There are some steps the president can take to project American strength and credibility in ways the Iranians will understand. For example:
The U.S. must not loosen economic sanctions against Iran on the mere promise of Iran decreasing its enrichment activities. In fact, the president should support the passage of a Senate version of HR 850, sign it into law as quickly as possible and begin enforcing it immediately.
The U.S. should begin supporting the dissidents in Iran and encouraging Iranians citizens to understand and act on the sharp disconnect between their interests and those of the regime.
The U.S. should step up its military readiness with regard to Iran. More importantly, the U.S. must project a credible global military deterrent, so that Iran’s rulers will perceive the costs of pursuing their nuclear ambitions as too high to tolerate. The president and his advisers must speak and act in ways that will rebuild confidence in America’s willingness to defend its own interests.

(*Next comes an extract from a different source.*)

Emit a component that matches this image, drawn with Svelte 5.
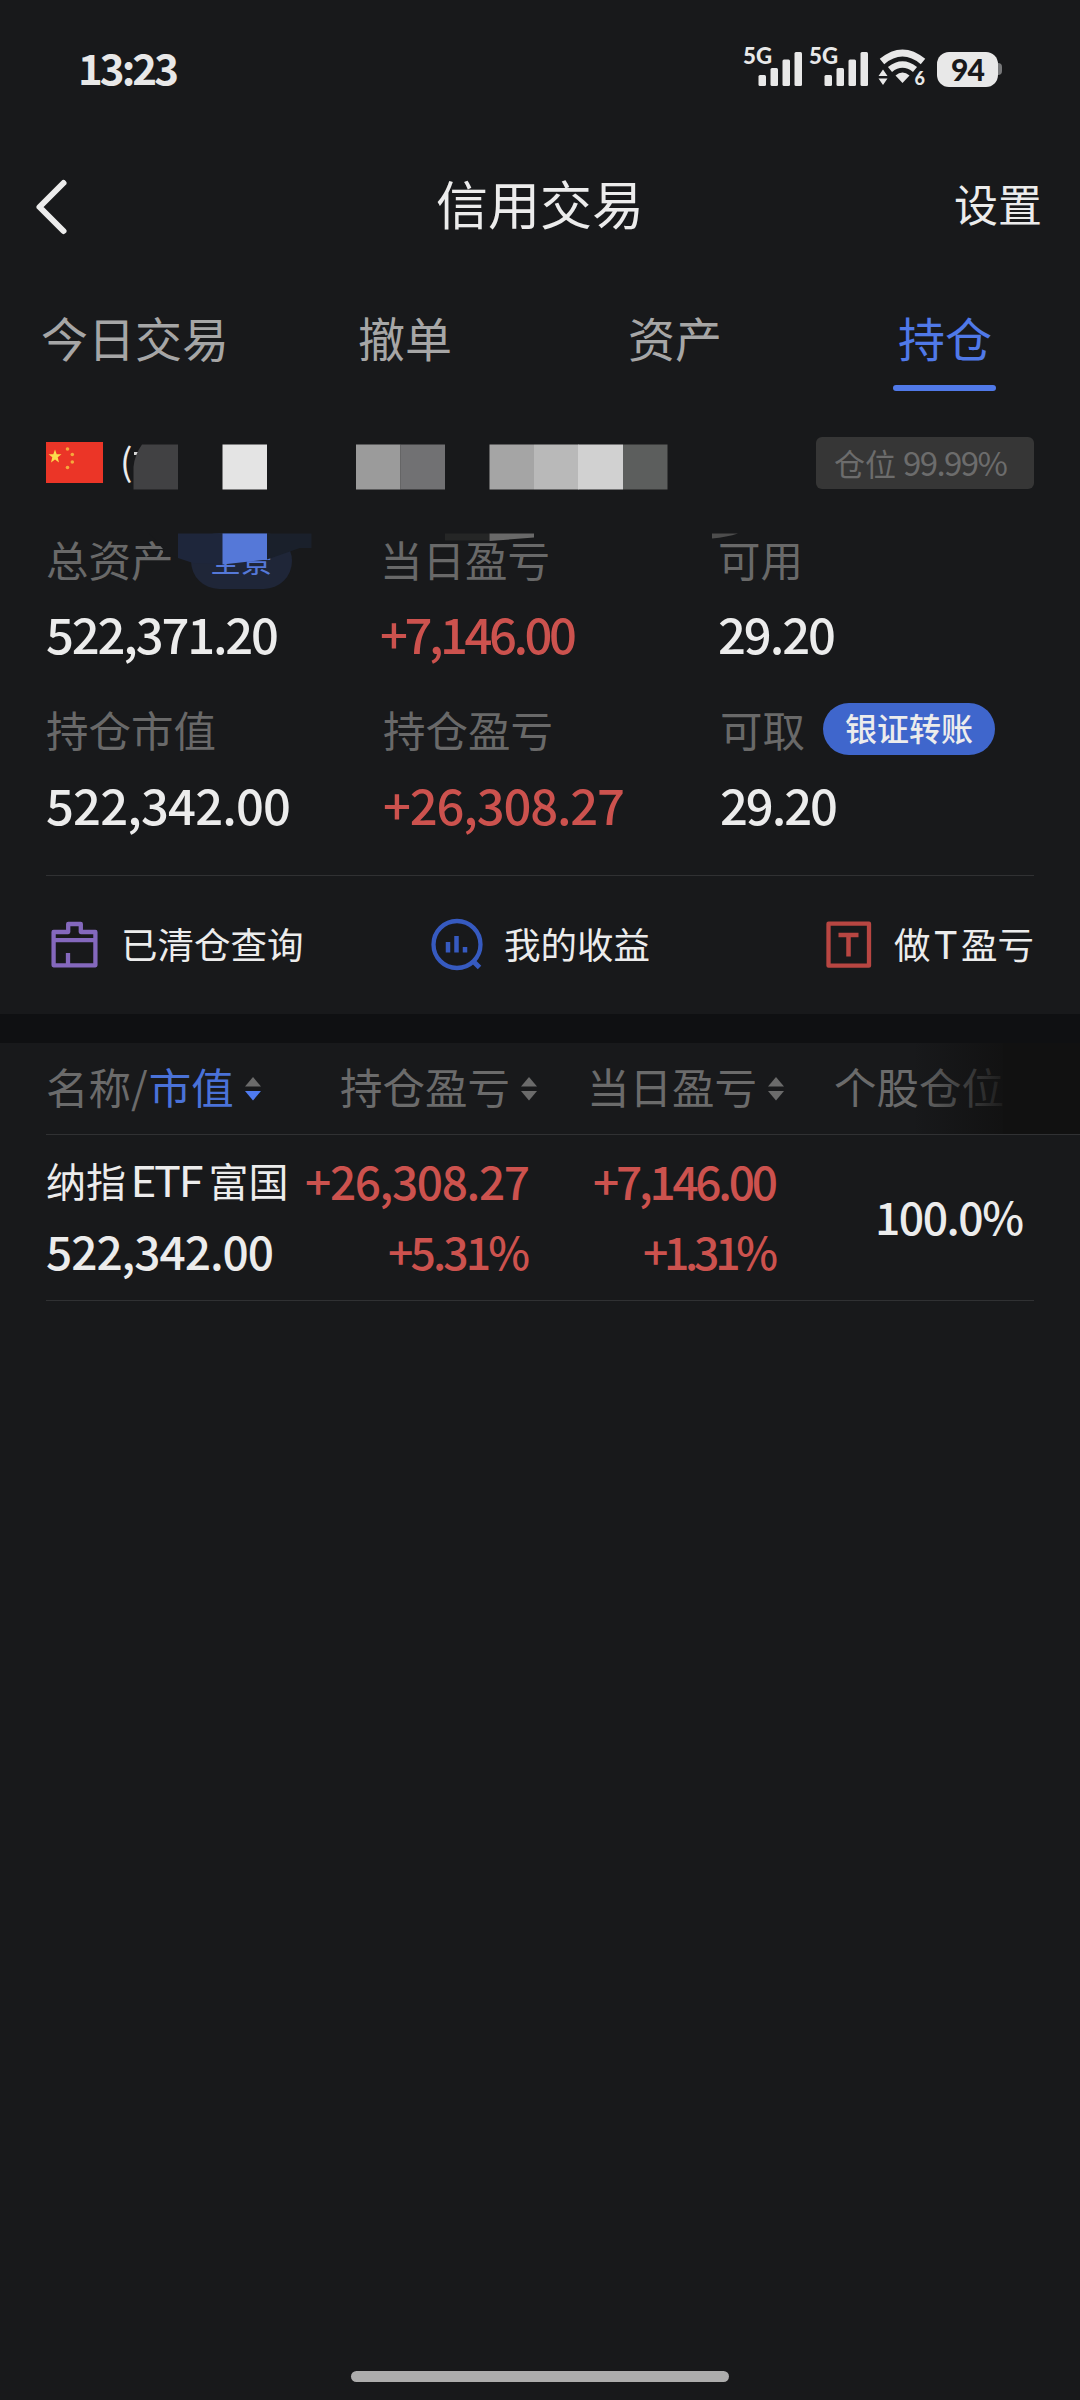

Regrettably, President Obama has spent the last five years downplaying America’s power and America’s leadership role in the world. The U.S. must have a credible military deterrent, a strong moral voice, and strong alliances to protect our national interests and defend our principles. Iran presents the greatest test of our abilities and our will today. We must meet the challenge firmly and stop Iran’s nuclear program or face decades of instability, terrorism and economic turmoil for us and for our allies.
Matthew Brooks is executive director of the Republican Jewish Coalition.